Available data:
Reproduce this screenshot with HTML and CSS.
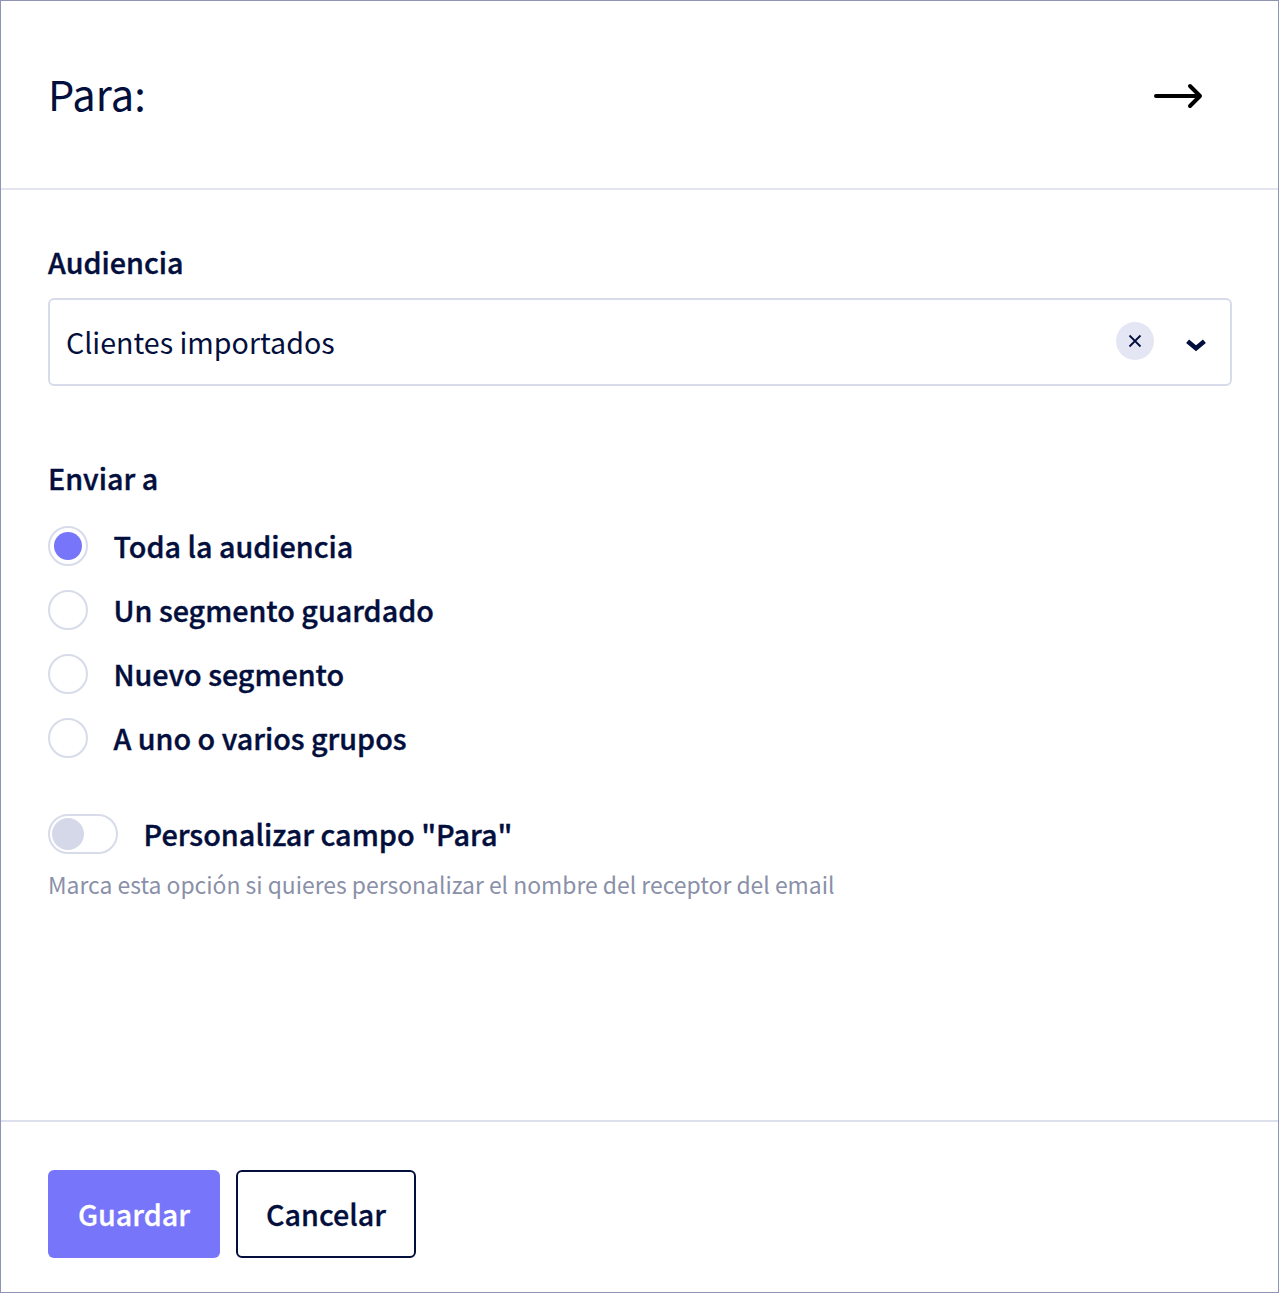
FILE: index.html
```html
<!DOCTYPE html>
<html lang="es">
<head>
<meta charset="utf-8">
<title>Para</title>
<link rel="stylesheet" href="styles.css">
</head>
<body>
<div class="panel">
  <header class="head">
    <h1 class="title">Para:</h1>
    <svg class="arrow" width="50" height="30" viewBox="0 0 50 30" fill="none" stroke="#000" stroke-width="4" stroke-linecap="round" stroke-linejoin="round"><path d="M2 15h44M36 5l10 10-10 10"/></svg>
  </header>
  <main class="body">
    <label class="label">Audiencia</label>
    <div class="select">
      <span class="value">Clientes importados</span>
      <span class="clear"><svg width="14" height="14" viewBox="0 0 14 14" fill="none" stroke="#020e3c" stroke-width="1.800"><path d="M1.500 1.500l11 11M12.500 1.500l-11 11"/></svg></span>
      <svg class="chev" width="20" height="14" viewBox="0 0 20 14" fill="none" stroke="#020e3c" stroke-width="4.500"><path d="M1.600 3.200L10 10.300l8.400-7.100"/></svg>
    </div>
    <div class="label send">Enviar a</div>
    <div class="radios">
      <div class="radio"><span class="dot on"></span><span>Toda la audiencia</span></div>
      <div class="radio"><span class="dot"></span><span>Un segmento guardado</span></div>
      <div class="radio"><span class="dot"></span><span>Nuevo segmento</span></div>
      <div class="radio"><span class="dot"></span><span>A uno o varios grupos</span></div>
    </div>
    <div class="toggle-row"><span class="toggle"><span class="knob"></span></span><span>Personalizar campo "Para"</span></div>
    <p class="hint">Marca esta opción si quieres personalizar el nombre del receptor del email</p>
  </main>
  <footer class="foot">
    <button class="btn primary">Guardar</button>
    <button class="btn ghost">Cancelar</button>
  </footer>
</div>
</body>
</html>
```
FILE: styles.css
```css
* { box-sizing: border-box; }
html, body { margin: 0; padding: 0; height: 100%; }
body {
  font-family: "Noto Sans CJK JP", "Noto Sans", sans-serif;
  color: #020e3c;
  background: #fff;
}
.panel {
  height: 1293px;
  border: 1px solid #8e94b4;
  display: flex;
  flex-direction: column;
}
.head {
  height: 189px;
  padding: 0 74px 3px 47px;
  border-bottom: 2px solid #e2e4f0;
  display: flex;
  align-items: center;
  justify-content: space-between;
  flex: none;
}
.title { margin: 0; font-size: 41.600px; font-weight: 400; line-height: 52px; }
.arrow { display: block; margin-top: 6px; }
.body { flex: 1; padding: 52px 46px 0 47px; }
.label { display: block; font-size: 28.700px; font-weight: 500; -webkit-text-stroke: 0.4px #020e3c; line-height: 40px; }
.select {
  margin-top: 16px;
  height: 88px;
  border: 2px solid #d8dbea;
  border-radius: 6px;
  display: flex;
  align-items: center;
  padding: 0 24px 0 16px;
}
.value { flex: 1; font-size: 28.600px; line-height: 40px; }
.clear {
  width: 38px; height: 38px; border-radius: 50%;
  background: #e4e7f3;
  display: flex; align-items: center; justify-content: center;
  margin: 0 32px 0 0; position: relative; top: -1px;
}
.chev { display: block; position: relative; top: 3px; }
.send { margin-top: 72px; }
.radios { margin-top: 16px; }
.radio { height: 64px; display: flex; align-items: center; gap: 25.500px; font-size: 28.700px; font-weight: 500; -webkit-text-stroke: 0.4px #020e3c; line-height: 40px; }
.dot { width: 40px; height: 40px; border: 2px solid #d8dbea; border-radius: 50%; flex: none; display: flex; align-items: center; justify-content: center; }
.dot.on::after { content: ""; width: 28px; height: 28px; border-radius: 50%; background: #7775f9; }
.toggle-row { margin-top: 44px; display: flex; align-items: center; gap: 25.500px; font-size: 28.800px; font-weight: 500; -webkit-text-stroke: 0.4px #020e3c; line-height: 40px; height: 40px; }
.toggle { width: 70px; height: 40px; border: 2px solid #d8dbea; border-radius: 20px; padding: 2px; display: block; flex: none; }
.knob { display: block; width: 32px; height: 32px; border-radius: 50%; background: #d5d8e8; }
.hint { margin: 12px 0 0; font-size: 22.900px; line-height: 36px; color: #8a90a8; }
.foot {
  height: 172px;
  flex: none;
  border-top: 2px solid #dcdfec;
  padding: 48px 47px 0;
  display: flex;
  gap: 16px;
  align-items: flex-start;
}
.btn { height: 88px; border-radius: 6px; font: 500 28.700px/40px "Noto Sans CJK JP", "Noto Sans", sans-serif; }
.primary { width: 172px; background: #7775f9; color: #fff; border: 0; -webkit-text-stroke: 0.3px #fff; }
.ghost { width: 180px; background: #fff; color: #020e3c; border: 2px solid #020e3c; -webkit-text-stroke: 0.3px #020e3c; }
```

Requirement: Repeat the data exactly, excluding the pictures.

Response to the exercise:
Reproduce this screenshot with HTML and CSS.
FILE: index.html
```html
<!DOCTYPE html>
<html lang="es">
<head>
<meta charset="utf-8">
<title>Para</title>
<link rel="stylesheet" href="styles.css">
</head>
<body>
<div class="panel">
  <header class="head">
    <h1 class="title">Para:</h1>
    <svg class="arrow" width="50" height="30" viewBox="0 0 50 30" fill="none" stroke="#000" stroke-width="4" stroke-linecap="round" stroke-linejoin="round"><path d="M2 15h44M36 5l10 10-10 10"/></svg>
  </header>
  <main class="body">
    <label class="label">Audiencia</label>
    <div class="select">
      <span class="value">Clientes importados</span>
      <span class="clear"><svg width="14" height="14" viewBox="0 0 14 14" fill="none" stroke="#020e3c" stroke-width="1.800"><path d="M1.500 1.500l11 11M12.500 1.500l-11 11"/></svg></span>
      <svg class="chev" width="20" height="14" viewBox="0 0 20 14" fill="none" stroke="#020e3c" stroke-width="4.500"><path d="M1.600 3.200L10 10.300l8.400-7.100"/></svg>
    </div>
    <div class="label send">Enviar a</div>
    <div class="radios">
      <div class="radio"><span class="dot on"></span><span>Toda la audiencia</span></div>
      <div class="radio"><span class="dot"></span><span>Un segmento guardado</span></div>
      <div class="radio"><span class="dot"></span><span>Nuevo segmento</span></div>
      <div class="radio"><span class="dot"></span><span>A uno o varios grupos</span></div>
    </div>
    <div class="toggle-row"><span class="toggle"><span class="knob"></span></span><span>Personalizar campo "Para"</span></div>
    <p class="hint">Marca esta opción si quieres personalizar el nombre del receptor del email</p>
  </main>
  <footer class="foot">
    <button class="btn primary">Guardar</button>
    <button class="btn ghost">Cancelar</button>
  </footer>
</div>
</body>
</html>
```
FILE: styles.css
```css
* { box-sizing: border-box; }
html, body { margin: 0; padding: 0; height: 100%; }
body {
  font-family: "Noto Sans CJK JP", "Noto Sans", sans-serif;
  color: #020e3c;
  background: #fff;
}
.panel {
  height: 1293px;
  border: 1px solid #8e94b4;
  display: flex;
  flex-direction: column;
}
.head {
  height: 189px;
  padding: 0 74px 3px 47px;
  border-bottom: 2px solid #e2e4f0;
  display: flex;
  align-items: center;
  justify-content: space-between;
  flex: none;
}
.title { margin: 0; font-size: 41.600px; font-weight: 400; line-height: 52px; }
.arrow { display: block; margin-top: 6px; }
.body { flex: 1; padding: 52px 46px 0 47px; }
.label { display: block; font-size: 28.700px; font-weight: 500; -webkit-text-stroke: 0.4px #020e3c; line-height: 40px; }
.select {
  margin-top: 16px;
  height: 88px;
  border: 2px solid #d8dbea;
  border-radius: 6px;
  display: flex;
  align-items: center;
  padding: 0 24px 0 16px;
}
.value { flex: 1; font-size: 28.600px; line-height: 40px; }
.clear {
  width: 38px; height: 38px; border-radius: 50%;
  background: #e4e7f3;
  display: flex; align-items: center; justify-content: center;
  margin: 0 32px 0 0; position: relative; top: -1px;
}
.chev { display: block; position: relative; top: 3px; }
.send { margin-top: 72px; }
.radios { margin-top: 16px; }
.radio { height: 64px; display: flex; align-items: center; gap: 25.500px; font-size: 28.700px; font-weight: 500; -webkit-text-stroke: 0.4px #020e3c; line-height: 40px; }
.dot { width: 40px; height: 40px; border: 2px solid #d8dbea; border-radius: 50%; flex: none; display: flex; align-items: center; justify-content: center; }
.dot.on::after { content: ""; width: 28px; height: 28px; border-radius: 50%; background: #7775f9; }
.toggle-row { margin-top: 44px; display: flex; align-items: center; gap: 25.500px; font-size: 28.800px; font-weight: 500; -webkit-text-stroke: 0.4px #020e3c; line-height: 40px; height: 40px; }
.toggle { width: 70px; height: 40px; border: 2px solid #d8dbea; border-radius: 20px; padding: 2px; display: block; flex: none; }
.knob { display: block; width: 32px; height: 32px; border-radius: 50%; background: #d5d8e8; }
.hint { margin: 12px 0 0; font-size: 22.900px; line-height: 36px; color: #8a90a8; }
.foot {
  height: 172px;
  flex: none;
  border-top: 2px solid #dcdfec;
  padding: 48px 47px 0;
  display: flex;
  gap: 16px;
  align-items: flex-start;
}
.btn { height: 88px; border-radius: 6px; font: 500 28.700px/40px "Noto Sans CJK JP", "Noto Sans", sans-serif; }
.primary { width: 172px; background: #7775f9; color: #fff; border: 0; -webkit-text-stroke: 0.3px #fff; }
.ghost { width: 180px; background: #fff; color: #020e3c; border: 2px solid #020e3c; -webkit-text-stroke: 0.3px #020e3c; }
```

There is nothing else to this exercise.